**Exercise objective**
Which lines in the records below contain the word "components"? Copy each of them.

(Records with interface code)

----

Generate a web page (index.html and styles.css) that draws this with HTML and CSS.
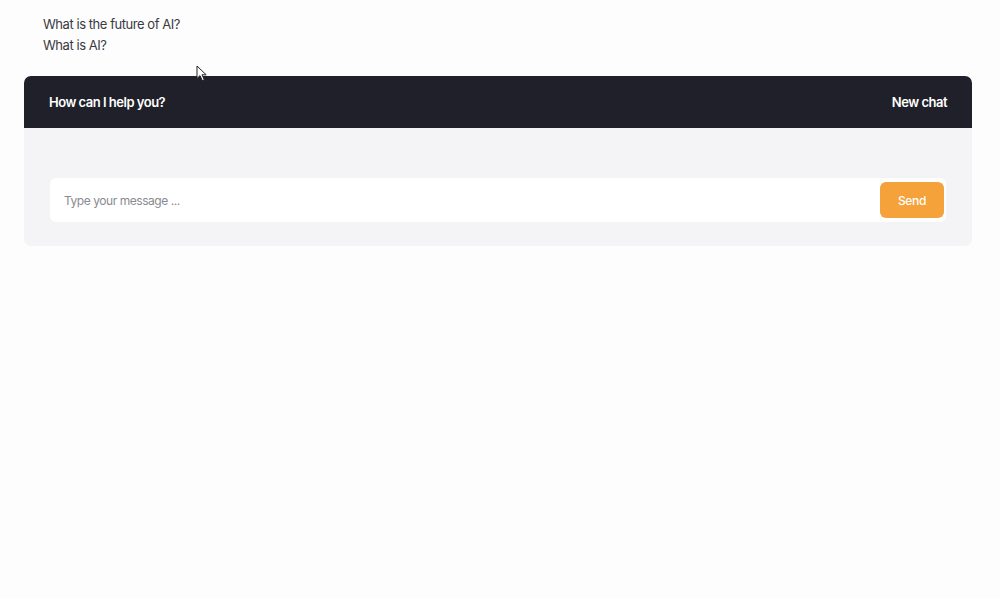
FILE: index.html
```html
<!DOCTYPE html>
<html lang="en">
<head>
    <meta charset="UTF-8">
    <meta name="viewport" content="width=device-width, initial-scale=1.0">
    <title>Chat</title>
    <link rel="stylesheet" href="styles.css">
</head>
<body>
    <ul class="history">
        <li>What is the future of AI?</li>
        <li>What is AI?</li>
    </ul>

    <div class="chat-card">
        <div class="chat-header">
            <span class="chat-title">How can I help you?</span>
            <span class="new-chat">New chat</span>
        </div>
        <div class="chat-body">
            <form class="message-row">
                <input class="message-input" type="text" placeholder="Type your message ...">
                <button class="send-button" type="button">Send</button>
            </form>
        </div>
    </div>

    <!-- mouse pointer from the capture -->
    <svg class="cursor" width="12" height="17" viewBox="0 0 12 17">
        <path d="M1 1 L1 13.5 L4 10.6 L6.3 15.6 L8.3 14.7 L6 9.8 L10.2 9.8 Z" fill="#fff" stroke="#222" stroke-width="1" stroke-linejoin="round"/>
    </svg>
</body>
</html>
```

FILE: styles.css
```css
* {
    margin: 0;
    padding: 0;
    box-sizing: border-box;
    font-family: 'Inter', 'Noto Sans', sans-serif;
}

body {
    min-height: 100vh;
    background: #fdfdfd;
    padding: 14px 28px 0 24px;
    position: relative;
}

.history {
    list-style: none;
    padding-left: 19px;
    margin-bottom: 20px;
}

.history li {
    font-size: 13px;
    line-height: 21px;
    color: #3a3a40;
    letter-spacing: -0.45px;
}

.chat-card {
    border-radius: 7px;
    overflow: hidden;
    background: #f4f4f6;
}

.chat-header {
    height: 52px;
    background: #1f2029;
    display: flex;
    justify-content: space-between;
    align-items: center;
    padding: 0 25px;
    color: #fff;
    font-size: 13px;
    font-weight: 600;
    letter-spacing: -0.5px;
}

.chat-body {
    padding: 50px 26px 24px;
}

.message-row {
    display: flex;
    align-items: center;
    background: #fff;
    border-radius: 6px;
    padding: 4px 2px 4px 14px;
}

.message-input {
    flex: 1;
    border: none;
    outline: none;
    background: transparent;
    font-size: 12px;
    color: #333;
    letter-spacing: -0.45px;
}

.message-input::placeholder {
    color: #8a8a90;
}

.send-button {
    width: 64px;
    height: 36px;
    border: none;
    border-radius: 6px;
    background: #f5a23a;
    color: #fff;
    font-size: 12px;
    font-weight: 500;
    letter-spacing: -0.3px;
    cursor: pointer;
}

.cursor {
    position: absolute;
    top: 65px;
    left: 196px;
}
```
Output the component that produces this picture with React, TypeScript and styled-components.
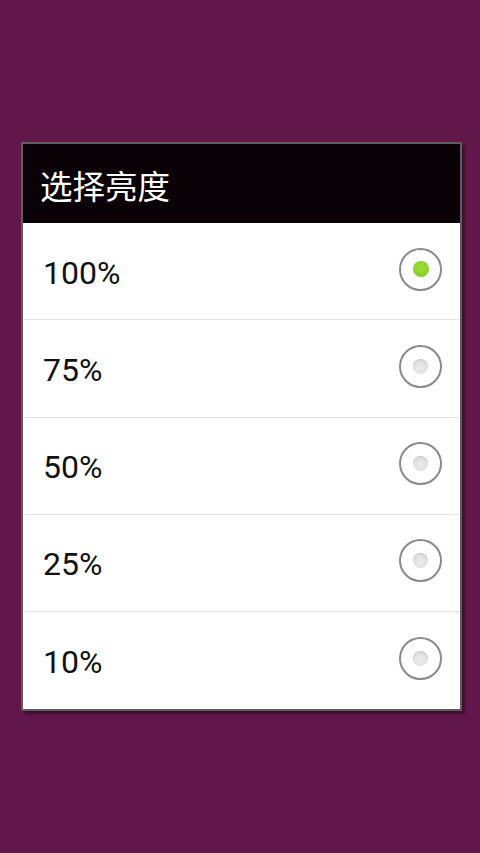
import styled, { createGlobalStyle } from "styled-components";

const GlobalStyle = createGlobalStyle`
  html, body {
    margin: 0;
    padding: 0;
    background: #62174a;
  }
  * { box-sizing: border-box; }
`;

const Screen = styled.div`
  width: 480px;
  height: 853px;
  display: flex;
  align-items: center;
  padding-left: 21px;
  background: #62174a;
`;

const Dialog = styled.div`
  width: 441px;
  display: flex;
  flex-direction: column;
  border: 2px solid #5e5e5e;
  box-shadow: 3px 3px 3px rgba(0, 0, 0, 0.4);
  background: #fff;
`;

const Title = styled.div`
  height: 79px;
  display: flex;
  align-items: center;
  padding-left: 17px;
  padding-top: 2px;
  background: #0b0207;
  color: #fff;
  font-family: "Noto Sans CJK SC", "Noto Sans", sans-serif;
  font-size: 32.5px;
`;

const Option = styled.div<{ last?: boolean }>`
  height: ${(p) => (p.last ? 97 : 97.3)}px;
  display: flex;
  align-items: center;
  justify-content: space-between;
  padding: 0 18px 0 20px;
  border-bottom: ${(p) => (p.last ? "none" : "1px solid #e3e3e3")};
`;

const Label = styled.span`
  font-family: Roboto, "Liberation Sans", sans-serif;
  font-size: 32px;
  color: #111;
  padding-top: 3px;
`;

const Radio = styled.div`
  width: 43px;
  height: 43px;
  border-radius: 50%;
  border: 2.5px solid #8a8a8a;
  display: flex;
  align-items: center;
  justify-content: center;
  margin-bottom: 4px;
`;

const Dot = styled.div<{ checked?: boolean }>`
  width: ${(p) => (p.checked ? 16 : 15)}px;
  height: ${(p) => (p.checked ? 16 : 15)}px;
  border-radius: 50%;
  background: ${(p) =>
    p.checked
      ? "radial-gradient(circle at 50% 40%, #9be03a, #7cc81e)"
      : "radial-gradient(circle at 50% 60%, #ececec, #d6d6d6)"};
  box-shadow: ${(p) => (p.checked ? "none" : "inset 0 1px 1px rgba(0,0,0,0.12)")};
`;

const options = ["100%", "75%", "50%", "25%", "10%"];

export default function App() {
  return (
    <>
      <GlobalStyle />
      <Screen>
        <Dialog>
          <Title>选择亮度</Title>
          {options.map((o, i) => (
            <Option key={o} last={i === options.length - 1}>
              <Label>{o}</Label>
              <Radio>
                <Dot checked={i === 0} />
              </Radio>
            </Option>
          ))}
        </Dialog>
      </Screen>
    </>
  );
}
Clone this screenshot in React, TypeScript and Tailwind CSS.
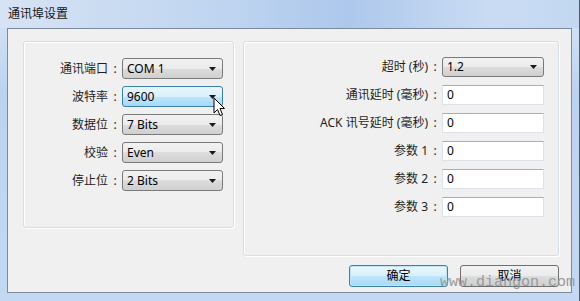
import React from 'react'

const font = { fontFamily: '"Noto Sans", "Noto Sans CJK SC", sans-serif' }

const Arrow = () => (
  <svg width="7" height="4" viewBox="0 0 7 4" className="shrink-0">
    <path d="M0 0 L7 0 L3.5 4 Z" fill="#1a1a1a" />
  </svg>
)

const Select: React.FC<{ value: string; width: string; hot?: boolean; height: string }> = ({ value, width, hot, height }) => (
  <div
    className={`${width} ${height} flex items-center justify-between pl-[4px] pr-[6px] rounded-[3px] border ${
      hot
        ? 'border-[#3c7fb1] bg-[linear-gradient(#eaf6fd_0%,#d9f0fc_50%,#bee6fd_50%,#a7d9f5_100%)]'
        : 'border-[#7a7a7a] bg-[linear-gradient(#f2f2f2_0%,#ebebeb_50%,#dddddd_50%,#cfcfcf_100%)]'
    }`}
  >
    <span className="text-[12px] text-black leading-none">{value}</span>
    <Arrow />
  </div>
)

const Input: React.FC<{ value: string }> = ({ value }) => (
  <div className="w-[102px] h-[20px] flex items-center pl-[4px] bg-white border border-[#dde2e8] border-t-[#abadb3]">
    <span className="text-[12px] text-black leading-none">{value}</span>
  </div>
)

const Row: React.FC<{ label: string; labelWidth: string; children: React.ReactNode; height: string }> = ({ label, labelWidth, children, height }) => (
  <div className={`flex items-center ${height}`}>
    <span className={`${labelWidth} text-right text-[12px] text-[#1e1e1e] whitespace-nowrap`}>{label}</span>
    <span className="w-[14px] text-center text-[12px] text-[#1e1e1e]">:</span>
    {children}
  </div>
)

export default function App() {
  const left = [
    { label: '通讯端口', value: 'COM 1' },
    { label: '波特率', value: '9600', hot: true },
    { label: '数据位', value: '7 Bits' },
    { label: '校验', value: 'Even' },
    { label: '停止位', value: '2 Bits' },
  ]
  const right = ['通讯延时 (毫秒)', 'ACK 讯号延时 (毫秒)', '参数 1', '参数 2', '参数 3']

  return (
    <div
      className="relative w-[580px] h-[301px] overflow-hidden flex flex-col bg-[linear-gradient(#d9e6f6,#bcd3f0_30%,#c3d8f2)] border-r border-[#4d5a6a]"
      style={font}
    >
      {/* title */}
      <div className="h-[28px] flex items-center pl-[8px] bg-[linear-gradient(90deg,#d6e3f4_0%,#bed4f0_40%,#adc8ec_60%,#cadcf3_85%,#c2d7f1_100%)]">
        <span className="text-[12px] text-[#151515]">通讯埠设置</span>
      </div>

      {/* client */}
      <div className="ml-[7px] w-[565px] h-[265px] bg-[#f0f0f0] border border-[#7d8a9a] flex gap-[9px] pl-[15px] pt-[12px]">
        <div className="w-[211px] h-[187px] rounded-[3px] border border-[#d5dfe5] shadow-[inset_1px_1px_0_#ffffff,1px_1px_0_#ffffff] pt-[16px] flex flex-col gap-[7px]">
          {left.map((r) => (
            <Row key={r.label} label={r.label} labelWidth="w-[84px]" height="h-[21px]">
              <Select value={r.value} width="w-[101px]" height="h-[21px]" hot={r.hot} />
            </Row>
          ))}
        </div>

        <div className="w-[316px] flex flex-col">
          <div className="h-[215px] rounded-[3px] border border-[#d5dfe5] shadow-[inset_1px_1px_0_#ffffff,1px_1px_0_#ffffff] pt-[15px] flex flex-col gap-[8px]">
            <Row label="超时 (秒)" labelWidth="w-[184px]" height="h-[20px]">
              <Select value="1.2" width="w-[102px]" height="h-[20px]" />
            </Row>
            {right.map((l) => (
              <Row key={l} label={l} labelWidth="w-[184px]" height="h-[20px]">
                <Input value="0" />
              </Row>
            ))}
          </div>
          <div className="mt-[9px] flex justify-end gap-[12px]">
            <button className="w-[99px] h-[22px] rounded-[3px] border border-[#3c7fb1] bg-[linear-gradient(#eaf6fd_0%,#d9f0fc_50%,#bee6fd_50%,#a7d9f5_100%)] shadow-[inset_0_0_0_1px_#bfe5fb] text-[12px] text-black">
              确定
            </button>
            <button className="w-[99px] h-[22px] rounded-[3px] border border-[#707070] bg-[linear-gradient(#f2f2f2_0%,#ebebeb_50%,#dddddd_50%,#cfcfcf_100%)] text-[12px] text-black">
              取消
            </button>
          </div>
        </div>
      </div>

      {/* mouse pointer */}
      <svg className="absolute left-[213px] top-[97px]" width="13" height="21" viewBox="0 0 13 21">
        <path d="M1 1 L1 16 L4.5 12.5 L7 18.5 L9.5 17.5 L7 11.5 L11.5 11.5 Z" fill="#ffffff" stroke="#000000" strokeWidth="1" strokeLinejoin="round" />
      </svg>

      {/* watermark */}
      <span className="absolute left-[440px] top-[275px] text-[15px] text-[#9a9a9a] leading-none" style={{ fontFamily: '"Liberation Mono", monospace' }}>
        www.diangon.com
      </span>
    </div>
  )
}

----

**Exercise output**
Output the component that produces this picture with React, TypeScript and styled-components.
import styled, { createGlobalStyle } from "styled-components";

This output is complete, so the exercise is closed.